FRONTERIZOS | MIGUEL A. VARELA
Antonio
HACE un par de días, Antonio, se me ocurrió un verso. Nada del otro mundo, claro, pero de esos que no se van de la cabeza, como pidiendo crecer a gritos: «Por aquel entonces, nadie en la ciudad predicaba el fin del mundo». El asunto no pasó a mayores y recordé ese poema tuyo, escrito en prosa para ahorrar papel, que siempre me aborda a la hora de tomar un avión: «Lenta es la luz del amanecer en los aeropuertos prohibidos». Tú bien sabes, Antonio, que así son las cosas de la literatura cuando las palabras se ponen tercas y no pasan de la ocurrencia. De ahí tu previsora paciencia recogiendo en servilletas de papel la frase captada al vuelo, la imagen entrevista al subir al autobús que luego, con tu gran olfato para ver una historia donde nadie veía más que una anécdota, pulías con pulcritud de joyero. Y todas esas joyas nos las has ido regalando, imponiendo sobre la mezquindad de la política literaria el tesón de hombre bueno perdidamente enamorado del oficio de escribir, ganando puestos en el escalafón de los académicos a base de enseñar sin zancadillas el producto honrado de tu inmenso talento, convirtiendo tus cuentos en obra clave de la narrativa hispánica y poniendo tus poemas por encima de cualquier torpe clasificación provinciana.

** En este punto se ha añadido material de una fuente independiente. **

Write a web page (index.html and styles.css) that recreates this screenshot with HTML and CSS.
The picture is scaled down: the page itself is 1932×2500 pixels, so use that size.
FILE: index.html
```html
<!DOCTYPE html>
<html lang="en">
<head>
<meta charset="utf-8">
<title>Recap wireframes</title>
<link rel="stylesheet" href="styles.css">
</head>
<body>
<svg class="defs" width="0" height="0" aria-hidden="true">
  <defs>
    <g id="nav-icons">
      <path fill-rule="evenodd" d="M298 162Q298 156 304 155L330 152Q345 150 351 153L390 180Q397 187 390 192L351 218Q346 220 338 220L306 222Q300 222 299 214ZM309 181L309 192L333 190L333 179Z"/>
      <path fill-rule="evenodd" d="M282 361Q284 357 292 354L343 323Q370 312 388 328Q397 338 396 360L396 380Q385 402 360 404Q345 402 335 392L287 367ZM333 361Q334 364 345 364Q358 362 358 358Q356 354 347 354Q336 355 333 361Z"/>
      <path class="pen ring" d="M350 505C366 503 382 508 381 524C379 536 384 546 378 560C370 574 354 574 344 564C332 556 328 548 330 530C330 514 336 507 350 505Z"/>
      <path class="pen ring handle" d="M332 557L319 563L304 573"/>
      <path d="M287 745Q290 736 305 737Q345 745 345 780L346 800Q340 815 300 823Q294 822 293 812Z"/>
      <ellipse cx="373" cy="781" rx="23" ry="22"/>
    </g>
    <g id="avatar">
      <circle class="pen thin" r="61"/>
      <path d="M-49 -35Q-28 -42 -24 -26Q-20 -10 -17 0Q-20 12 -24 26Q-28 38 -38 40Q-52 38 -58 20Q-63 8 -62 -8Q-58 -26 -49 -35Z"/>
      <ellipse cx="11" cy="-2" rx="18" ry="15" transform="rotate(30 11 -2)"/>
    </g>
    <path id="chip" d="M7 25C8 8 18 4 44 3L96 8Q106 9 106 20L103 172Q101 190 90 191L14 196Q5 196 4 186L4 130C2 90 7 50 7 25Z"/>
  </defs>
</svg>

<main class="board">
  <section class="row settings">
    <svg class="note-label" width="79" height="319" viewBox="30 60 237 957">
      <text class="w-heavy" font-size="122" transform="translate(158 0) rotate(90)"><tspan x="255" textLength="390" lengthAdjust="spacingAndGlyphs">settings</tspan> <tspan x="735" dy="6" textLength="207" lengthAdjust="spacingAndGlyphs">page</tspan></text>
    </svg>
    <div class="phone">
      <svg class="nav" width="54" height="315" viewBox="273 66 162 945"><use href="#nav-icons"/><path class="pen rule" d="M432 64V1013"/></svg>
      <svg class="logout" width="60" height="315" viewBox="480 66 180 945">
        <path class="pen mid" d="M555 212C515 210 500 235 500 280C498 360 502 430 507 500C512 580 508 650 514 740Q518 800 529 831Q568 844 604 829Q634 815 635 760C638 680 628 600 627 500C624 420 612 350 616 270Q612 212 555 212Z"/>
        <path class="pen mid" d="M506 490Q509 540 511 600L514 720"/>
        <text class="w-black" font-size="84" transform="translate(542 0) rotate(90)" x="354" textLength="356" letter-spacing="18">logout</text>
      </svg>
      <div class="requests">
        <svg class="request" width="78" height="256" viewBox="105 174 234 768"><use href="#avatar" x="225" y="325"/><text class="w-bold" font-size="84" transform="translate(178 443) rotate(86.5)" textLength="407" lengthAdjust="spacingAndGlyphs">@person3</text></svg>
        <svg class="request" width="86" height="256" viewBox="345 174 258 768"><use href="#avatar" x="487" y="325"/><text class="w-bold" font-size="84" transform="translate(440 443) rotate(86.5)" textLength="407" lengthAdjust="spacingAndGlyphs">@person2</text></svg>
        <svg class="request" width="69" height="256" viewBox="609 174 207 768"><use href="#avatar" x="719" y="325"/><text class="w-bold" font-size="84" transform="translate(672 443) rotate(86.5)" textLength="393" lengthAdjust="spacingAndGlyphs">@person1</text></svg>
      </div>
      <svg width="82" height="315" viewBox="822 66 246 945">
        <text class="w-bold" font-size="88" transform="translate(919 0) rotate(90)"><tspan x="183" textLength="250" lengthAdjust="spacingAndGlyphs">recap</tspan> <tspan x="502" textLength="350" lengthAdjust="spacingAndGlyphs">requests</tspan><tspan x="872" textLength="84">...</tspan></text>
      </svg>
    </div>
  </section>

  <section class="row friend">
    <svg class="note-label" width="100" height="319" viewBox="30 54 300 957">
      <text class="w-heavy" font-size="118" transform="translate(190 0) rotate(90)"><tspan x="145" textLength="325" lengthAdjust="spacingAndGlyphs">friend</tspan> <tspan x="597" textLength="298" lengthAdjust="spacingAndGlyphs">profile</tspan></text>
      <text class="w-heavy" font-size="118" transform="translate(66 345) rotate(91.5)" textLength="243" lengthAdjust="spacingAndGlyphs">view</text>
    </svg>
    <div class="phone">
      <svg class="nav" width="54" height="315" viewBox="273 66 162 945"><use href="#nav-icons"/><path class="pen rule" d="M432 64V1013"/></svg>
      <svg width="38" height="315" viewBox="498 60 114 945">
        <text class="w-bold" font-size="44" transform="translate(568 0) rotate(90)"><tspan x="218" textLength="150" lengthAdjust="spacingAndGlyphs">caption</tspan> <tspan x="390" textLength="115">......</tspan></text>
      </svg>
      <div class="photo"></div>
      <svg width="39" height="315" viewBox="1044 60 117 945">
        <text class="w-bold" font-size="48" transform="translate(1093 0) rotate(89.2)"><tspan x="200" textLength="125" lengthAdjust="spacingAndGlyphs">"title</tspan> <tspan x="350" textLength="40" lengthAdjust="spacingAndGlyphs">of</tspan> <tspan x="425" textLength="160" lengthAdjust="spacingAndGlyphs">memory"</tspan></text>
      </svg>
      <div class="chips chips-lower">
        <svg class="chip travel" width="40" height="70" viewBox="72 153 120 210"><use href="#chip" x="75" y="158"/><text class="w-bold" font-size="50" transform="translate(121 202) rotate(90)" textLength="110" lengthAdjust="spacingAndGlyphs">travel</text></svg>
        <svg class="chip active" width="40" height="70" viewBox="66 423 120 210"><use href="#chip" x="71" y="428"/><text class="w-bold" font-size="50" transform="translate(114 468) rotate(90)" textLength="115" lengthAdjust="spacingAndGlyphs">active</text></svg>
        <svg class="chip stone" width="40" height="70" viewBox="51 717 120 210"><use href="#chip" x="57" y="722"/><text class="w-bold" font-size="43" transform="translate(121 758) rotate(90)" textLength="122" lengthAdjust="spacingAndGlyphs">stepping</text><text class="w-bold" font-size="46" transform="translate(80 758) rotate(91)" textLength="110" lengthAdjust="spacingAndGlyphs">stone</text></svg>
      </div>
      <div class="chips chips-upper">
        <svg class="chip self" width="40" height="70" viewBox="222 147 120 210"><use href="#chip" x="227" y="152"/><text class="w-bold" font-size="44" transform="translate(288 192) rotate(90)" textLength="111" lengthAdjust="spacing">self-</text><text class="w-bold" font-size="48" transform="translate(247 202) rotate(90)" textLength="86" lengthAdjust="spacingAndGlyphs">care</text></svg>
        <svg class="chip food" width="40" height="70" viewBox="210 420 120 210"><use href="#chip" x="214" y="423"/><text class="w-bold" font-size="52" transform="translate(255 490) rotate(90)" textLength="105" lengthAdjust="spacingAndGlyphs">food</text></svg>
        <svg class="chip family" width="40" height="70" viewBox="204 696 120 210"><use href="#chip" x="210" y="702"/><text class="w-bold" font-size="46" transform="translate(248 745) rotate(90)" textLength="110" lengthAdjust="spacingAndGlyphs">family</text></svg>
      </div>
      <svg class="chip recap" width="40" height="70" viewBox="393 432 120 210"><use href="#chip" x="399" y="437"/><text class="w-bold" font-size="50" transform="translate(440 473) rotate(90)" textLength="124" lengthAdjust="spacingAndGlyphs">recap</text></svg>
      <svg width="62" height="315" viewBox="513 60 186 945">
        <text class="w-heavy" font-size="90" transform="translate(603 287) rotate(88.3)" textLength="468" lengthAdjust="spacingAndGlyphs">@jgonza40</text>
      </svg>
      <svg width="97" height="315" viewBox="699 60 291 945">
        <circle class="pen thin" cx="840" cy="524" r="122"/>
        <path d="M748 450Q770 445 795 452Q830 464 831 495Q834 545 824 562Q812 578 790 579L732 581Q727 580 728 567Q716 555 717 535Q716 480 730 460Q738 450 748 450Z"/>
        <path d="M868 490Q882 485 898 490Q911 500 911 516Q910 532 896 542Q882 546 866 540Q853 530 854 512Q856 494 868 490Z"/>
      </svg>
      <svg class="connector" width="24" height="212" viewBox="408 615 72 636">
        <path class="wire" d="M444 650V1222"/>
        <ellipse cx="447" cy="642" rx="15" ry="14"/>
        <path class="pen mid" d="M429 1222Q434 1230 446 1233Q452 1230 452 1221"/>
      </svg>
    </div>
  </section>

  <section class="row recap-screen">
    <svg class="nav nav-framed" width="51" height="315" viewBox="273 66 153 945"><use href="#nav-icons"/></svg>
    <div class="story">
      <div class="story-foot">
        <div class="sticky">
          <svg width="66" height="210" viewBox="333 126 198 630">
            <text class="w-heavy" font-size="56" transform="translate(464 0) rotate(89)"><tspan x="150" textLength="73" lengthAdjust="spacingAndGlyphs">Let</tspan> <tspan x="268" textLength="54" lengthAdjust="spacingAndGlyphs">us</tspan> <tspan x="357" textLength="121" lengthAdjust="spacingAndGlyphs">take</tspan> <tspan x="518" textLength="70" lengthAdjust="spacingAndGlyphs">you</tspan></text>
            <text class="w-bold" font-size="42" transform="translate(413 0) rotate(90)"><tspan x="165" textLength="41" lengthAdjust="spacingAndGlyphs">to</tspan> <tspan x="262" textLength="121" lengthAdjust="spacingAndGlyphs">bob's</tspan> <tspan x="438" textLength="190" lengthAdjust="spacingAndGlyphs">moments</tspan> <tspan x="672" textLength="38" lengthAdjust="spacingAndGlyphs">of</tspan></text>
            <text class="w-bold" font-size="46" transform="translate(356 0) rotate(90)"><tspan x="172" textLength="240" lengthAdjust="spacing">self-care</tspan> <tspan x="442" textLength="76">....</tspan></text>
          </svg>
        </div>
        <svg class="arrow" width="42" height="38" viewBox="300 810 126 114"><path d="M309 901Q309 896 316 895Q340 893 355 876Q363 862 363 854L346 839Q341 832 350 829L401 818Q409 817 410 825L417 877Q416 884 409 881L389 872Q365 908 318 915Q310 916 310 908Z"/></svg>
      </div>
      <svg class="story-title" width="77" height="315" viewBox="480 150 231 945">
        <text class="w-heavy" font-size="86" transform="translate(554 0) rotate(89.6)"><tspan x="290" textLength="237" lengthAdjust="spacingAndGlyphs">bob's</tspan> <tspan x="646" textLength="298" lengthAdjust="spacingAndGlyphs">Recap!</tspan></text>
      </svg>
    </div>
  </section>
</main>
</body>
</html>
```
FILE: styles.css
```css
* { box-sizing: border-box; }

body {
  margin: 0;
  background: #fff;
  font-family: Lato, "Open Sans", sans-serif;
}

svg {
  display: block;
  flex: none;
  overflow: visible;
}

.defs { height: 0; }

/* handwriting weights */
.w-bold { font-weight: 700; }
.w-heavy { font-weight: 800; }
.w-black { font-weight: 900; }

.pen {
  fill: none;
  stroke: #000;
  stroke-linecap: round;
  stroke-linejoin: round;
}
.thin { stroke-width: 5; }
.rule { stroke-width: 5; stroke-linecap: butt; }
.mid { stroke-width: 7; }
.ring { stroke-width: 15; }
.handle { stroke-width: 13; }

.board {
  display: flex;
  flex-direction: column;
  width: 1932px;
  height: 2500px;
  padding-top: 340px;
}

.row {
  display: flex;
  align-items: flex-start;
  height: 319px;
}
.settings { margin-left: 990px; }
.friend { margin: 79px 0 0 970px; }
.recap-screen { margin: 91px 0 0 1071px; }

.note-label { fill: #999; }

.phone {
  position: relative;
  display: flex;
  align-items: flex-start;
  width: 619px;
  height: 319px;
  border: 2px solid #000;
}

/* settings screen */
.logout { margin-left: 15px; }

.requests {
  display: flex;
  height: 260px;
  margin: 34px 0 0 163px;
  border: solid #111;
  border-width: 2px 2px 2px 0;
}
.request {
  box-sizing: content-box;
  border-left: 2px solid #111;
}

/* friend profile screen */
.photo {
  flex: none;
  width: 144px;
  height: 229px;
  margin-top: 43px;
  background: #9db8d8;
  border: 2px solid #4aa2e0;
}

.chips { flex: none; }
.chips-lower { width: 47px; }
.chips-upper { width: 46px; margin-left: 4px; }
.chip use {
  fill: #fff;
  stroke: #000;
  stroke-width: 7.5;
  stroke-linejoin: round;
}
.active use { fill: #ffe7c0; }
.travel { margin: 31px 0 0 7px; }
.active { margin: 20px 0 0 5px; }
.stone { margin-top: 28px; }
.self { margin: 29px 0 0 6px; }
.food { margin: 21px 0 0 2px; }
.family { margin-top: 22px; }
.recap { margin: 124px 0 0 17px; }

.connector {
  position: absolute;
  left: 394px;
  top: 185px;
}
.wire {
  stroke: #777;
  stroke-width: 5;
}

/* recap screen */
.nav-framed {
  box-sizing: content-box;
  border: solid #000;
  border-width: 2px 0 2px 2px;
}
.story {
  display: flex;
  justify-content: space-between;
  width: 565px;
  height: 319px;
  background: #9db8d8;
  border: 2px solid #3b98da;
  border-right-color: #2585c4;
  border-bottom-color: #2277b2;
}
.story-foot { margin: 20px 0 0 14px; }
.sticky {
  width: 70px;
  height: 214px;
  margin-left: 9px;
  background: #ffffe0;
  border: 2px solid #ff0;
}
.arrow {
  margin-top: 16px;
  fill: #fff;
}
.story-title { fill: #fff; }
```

Ahora, Antonio, nos dejas estremecidos y tristes. Ahora hay silencio en la alameda de Villafranca y en el otro lado del Burbia, en la Cábila de los humildes que conocen la música del hierro, el olor de la tierra mojada y tu voz azul de abuelo que sabe todos los cuentos. Ahora en la Ciudad de los Poetas, en la Comarca fronteriza, en el Noroeste de imaginación y niebla cuya cartografía ayudaste a dibujar, se enciende la luz de las bombillas que tu generosidad no regaló. Ahora tenemos la obligación de cumplir el encargo que dejaste escrito en tus versos: «Si yo no sabré mi muerte / digo que no moriré» . A esa labor nos ponemos, maestro.